2021 au Chili : une boussole politique pour le monde (Manuel Alcántara, Paulina Astroza, Karol Cariola, Olivier Compagnon, Marco Enríquez-Ominami, Pamela Figueroa, Giorgio Jackson / Grand Continent)


Les 15 et 16 mai derniers, les Chiliens ont élu une Assemblée constituante pour rédiger la nouvelle Constitution. Nous avons demandé à des personnalités des mondes universitaire et politique d’analyser ce processus historique pour dresser un premier bilan et esquisser quelques perspectives pour le Chili et le monde.

(Traduction des articles rédigés en espagnol: Florent Zemmouche)


Manifestation en 2019 à Santiago (Plaza Baquedano), ©Carlos Figueroa

Karol Cariola
Députée chilienne pour le parti communiste, elle a été une des principales porte-paroles de la Confédération des Étudiants du Chili en 2009.

Il me semble qu’il serait insuffisant d’analyser les résultats des élections des 15 et 16 mai au Chili sans tenir compte du contexte dans lequel nous vivons depuis deux ou trois ans. 

Tout d’abord, il est important de souligner que notre pays a connu d’intenses processus de mobilisation, qui se sont accumulés depuis plusieurs années. Avant même le 18 octobre 2019, nous avions eu de grandes mobilisations étudiantes, de pêcheurs et une expression, en mai 2019, de la mobilisation féministe qui a été très importante dans notre pays. Tous ces mouvements sociaux ont accumulé de la force, jusqu’à la révolte sociale qui a ouvert la voie à un processus constituant qui, heureusement, d’une certaine manière, s’est chargé d’inaugurer une nouvelle étape de la démocratie dans notre pays. La consolidation de ce processus constituant avec l’élection de nos représentants pour la rédaction de la nouvelle Constitution est un élément très encourageant pour pouvoir continuer à proclamer que : « le processus poursuit son cours ». Et le Chili, après tant d’années de transition démocratique, va pouvoir se doter d’une Constitution démocratique. 

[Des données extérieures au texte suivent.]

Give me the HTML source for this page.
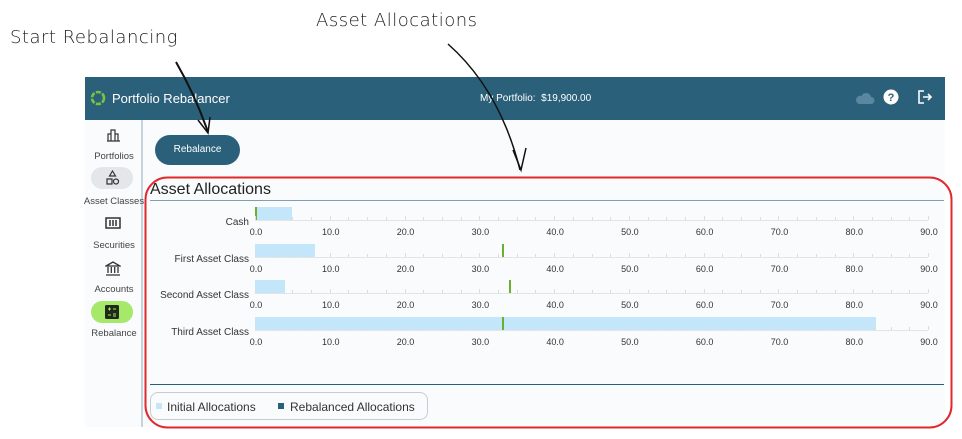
<!DOCTYPE html>
<html><head><meta charset="utf-8">
<style>
*{margin:0;padding:0;box-sizing:border-box}
body{width:962px;height:439px;background:#fff;position:relative;overflow:hidden;font-family:"Liberation Sans",sans-serif}
.hand{position:absolute;font-family:"DejaVu Sans",sans-serif;font-size:18px;color:#222;font-weight:300;letter-spacing:0.5px}
#app{position:absolute;left:85px;top:77px;width:860px;height:350px;background:#f9fbfd}
#hdr{position:absolute;left:0;top:0;width:860px;height:43px;background:#2a6079;color:#fff}
#side{position:absolute;left:0;top:43px;width:58px;height:307px;border-right:2px solid #c6d2dc}
.nav{position:absolute;left:0;width:58px;text-align:center;font-size:9.5px;color:#444}
.pill{position:absolute;left:6px;width:42px;height:22px;border-radius:11px}
.lbl{position:absolute;font-size:10px;color:#333;text-align:right}
.tk{position:absolute;font-size:9px;color:#333;transform:translateX(-50%)}
</style></head><body>
<div class="hand" style="left:10px;top:27px">Start Rebalancing</div>
<div class="hand" style="left:316px;top:10px">Asset Allocations</div>
<div id="app">
 <div id="hdr">
  <svg style="position:absolute;left:5px;top:13px" width="16" height="16" viewBox="0 0 16 16"><circle cx="8" cy="8" r="6" fill="none" stroke="#7cc242" stroke-width="2.6" stroke-dasharray="5 1.5"/></svg>
  <div style="position:absolute;left:27px;top:14px;font-size:13px">Portfolio Rebalancer</div>
  <div style="position:absolute;left:395px;top:16px;font-size:10px">My Portfolio:&nbsp; $19,900.00</div>
  <svg style="position:absolute;left:770px;top:14px" width="20" height="14" viewBox="0 0 20 14"><path d="M4 13h12a3.5 3.5 0 0 0 0-7 5 5 0 0 0-9.5-1A4 4 0 0 0 4 13z" fill="#5a87a0"/></svg>
  <svg style="position:absolute;left:798px;top:12px" width="16" height="16" viewBox="0 0 16 16"><circle cx="8" cy="8" r="7.5" fill="#fff"/><text x="8" y="12" font-size="11" font-weight="bold" text-anchor="middle" fill="#2a6079" font-family="Liberation Sans">?</text></svg>
  <svg style="position:absolute;left:832px;top:12px" width="16" height="16" viewBox="0 0 16 16"><path d="M7 2H2v12h5M6 8h8M11 5l3 3-3 3" fill="none" stroke="#fff" stroke-width="1.6"/></svg>
 </div>
 <div id="side">
  <svg style="position:absolute;left:21px;top:8px" width="15" height="14" viewBox="0 0 15 14"><path d="M1 13h13M2 13V6h3v7M5 13V2h4v11M9 13V6h3v7" fill="none" stroke="#333" stroke-width="1.2"/></svg>
  <div class="nav" style="top:31px">Portfolios</div>
  <div class="pill" style="top:47px;background:#e4e7ea"></div>
  <svg style="position:absolute;left:20px;top:50px" width="15" height="16" viewBox="0 0 15 16"><path d="M7.5 1l3 5h-6z M2 9h5v5H2z" fill="none" stroke="#333" stroke-width="1.2"/><circle cx="11" cy="11.5" r="2.5" fill="none" stroke="#333" stroke-width="1.2"/></svg>
  <div class="nav" style="top:76px;left:-5px;width:68px">Asset Classes</div>
  <svg style="position:absolute;left:20px;top:97px" width="16" height="12" viewBox="0 0 16 12"><rect x="1" y="1" width="14" height="10" fill="none" stroke="#333" stroke-width="1.5"/><path d="M5 3v6M8 3v6M11 3v6" stroke="#333" stroke-width="1.5"/></svg>
  <div class="nav" style="top:120px">Securities</div>
  <svg style="position:absolute;left:20px;top:141px" width="16" height="15" viewBox="0 0 16 15"><path d="M1 5L8 1l7 4zM3 6v6M6.3 6v6M9.7 6v6M13 6v6M1 14h14" fill="none" stroke="#333" stroke-width="1.3"/></svg>
  <div class="nav" style="top:164px">Accounts</div>
  <div class="pill" style="top:181px;background:#a6e86a"></div>
  <svg style="position:absolute;left:20px;top:185px" width="14" height="14" viewBox="0 0 14 14"><rect width="14" height="14" rx="1.5" fill="#1f2a1a"/><path d="M3 4h3M4.5 2.5v3M8 4h3M3 10h3M8 9h3M8 11h3" stroke="#a6e86a" stroke-width="1"/></svg>
  <div class="nav" style="top:208px">Rebalance</div>
 </div>
 <div style="position:absolute;left:70px;top:58px;width:85px;height:30px;border-radius:15px;background:#2a6079;color:#fff;font-size:10px;text-align:center;line-height:30px">Rebalance</div>
 <div style="position:absolute;left:65px;top:104px;font-size:16px;color:#222">Asset Allocations</div>
 <div style="position:absolute;left:65px;top:123px;width:794px;height:1px;background:#7f9fb2"></div>
 <div style="position:absolute;left:65px;top:307px;width:794px;height:1px;background:#2a6079"></div>
 <div style="position:absolute;left:65px;top:315px;width:278px;height:28px;border:1px solid #c8ccd0;border-radius:8px;font-size:12px;color:#333">
  <div style="position:absolute;left:5px;top:10px;width:6px;height:6px;background:#c4e6fb"></div>
  <div style="position:absolute;left:16px;top:7px">Initial Allocations</div>
  <div style="position:absolute;left:127px;top:10px;width:6px;height:6px;background:#2a6079"></div>
  <div style="position:absolute;left:139px;top:7px">Rebalanced Allocations</div>
 </div>
 <div id="chart"></div>
</div>
<svg style="position:absolute;left:0;top:0" width="962" height="439">
 <rect x="145.5" y="177.5" width="806" height="250" rx="22" fill="none" stroke="#e0282d" stroke-width="2"/>
 <path d="M176 62 Q195 95 208 132" fill="none" stroke="#111" stroke-width="2"/>
 <path d="M198 120 L208 133 L210 117" fill="none" stroke="#111" stroke-width="1.5"/>
 <path d="M448 44 Q500 90 520 170" fill="none" stroke="#111" stroke-width="1.5"/>
 <path d="M513 150 L521 170 L526 148" fill="none" stroke="#111" stroke-width="1.5"/>
</svg>
<script>
var c=document.getElementById('chart'),h='';
var rows=[['Cash',143,5,0],['First Asset Class',180,8,33],['Second Asset Class',216,4,34],['Third Asset Class',253,83,33]];
var x0=170,s=7.478;
rows.forEach(function(r){var y=r[1];
 h+='<div style="position:absolute;left:'+x0+'px;top:'+(y-13)+'px;width:'+(r[2]*s)+'px;height:13px;background:#c4e6fb"></div>';
 h+='<div style="position:absolute;left:'+(x0+r[3]*s)+'px;top:'+(y-13)+'px;width:2px;height:13px;background:#6ab02e"></div>';
 h+='<div style="position:absolute;left:'+x0+'px;top:'+y+'px;width:673px;height:1px;background:#e2e4e6"></div>';
 for(var v=0;v<=90;v+=2.5){var big=(v%10==0);h+='<div style="position:absolute;left:'+(x0+v*s)+'px;top:'+(y-(big?4:3))+'px;width:1px;height:'+(big?4:3)+'px;background:#ddd"></div>';}
 for(var v=0;v<=90;v+=10){h+='<div class="tk" style="left:'+(x0+v*s+1)+'px;top:'+(y+7)+'px">'+v.toFixed(1)+'</div>';}
 h+='<div class="lbl" style="right:'+(860-x0+6)+'px;top:'+(y-3)+'px;white-space:nowrap">'+r[0]+'</div>';
});
c.innerHTML=h;
</script>
</body></html>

Aujourd’hui, les résultats des conventions constituantes montrent qu’il existe une majorité élue de personnes qui souhaitent des changements structurels et profonds, et qui comprennent la Constitution comme un outil pour renforcer notre démocratie. La Constitution est la principale protection contre la mise en œuvre forcée du modèle néolibéral au Chili. Et il est fondamental de le souligner : s’il y a une chose pour laquelle les citoyens se sont mobilisés – pour laquelle nous nous sommes mobilisés – c’est précisément pour en finir avec l’inégalité, pour en finir avec le modèle de développement mercantilisé qui a tout privatisé (retraites, santé, éducation, logement), mais qui pourtant ne prend pas en charge les besoins du peuple chilien. C’est pourquoi le moment que nous vivons me semble si pertinent. La composition de cette convention constitutionnelle est très importante en termes de transformation des majorités. La droite obstructionniste, protagoniste de la dictature militaire, n’a même pas obtenu le tiers qui lui aurait permis d’opposer son veto au sein de la constituante. Il reste donc aujourd’hui aux forces d’opposition à trouver des accords afin de promouvoir ces transformations. Je voudrais juste souligner brièvement que ce processus a également permis l’élection de nombreux jeunes, de personnes issues de mouvements sociaux et également de femmes. 


Pamela Figueroa
Professeure à la faculté des sciences humaines de l’université du Chili, elle a été coordinatrice du “Processus constituant ouvert à la citoyenneté” pendant le gouvernement de Michelle Bachelet.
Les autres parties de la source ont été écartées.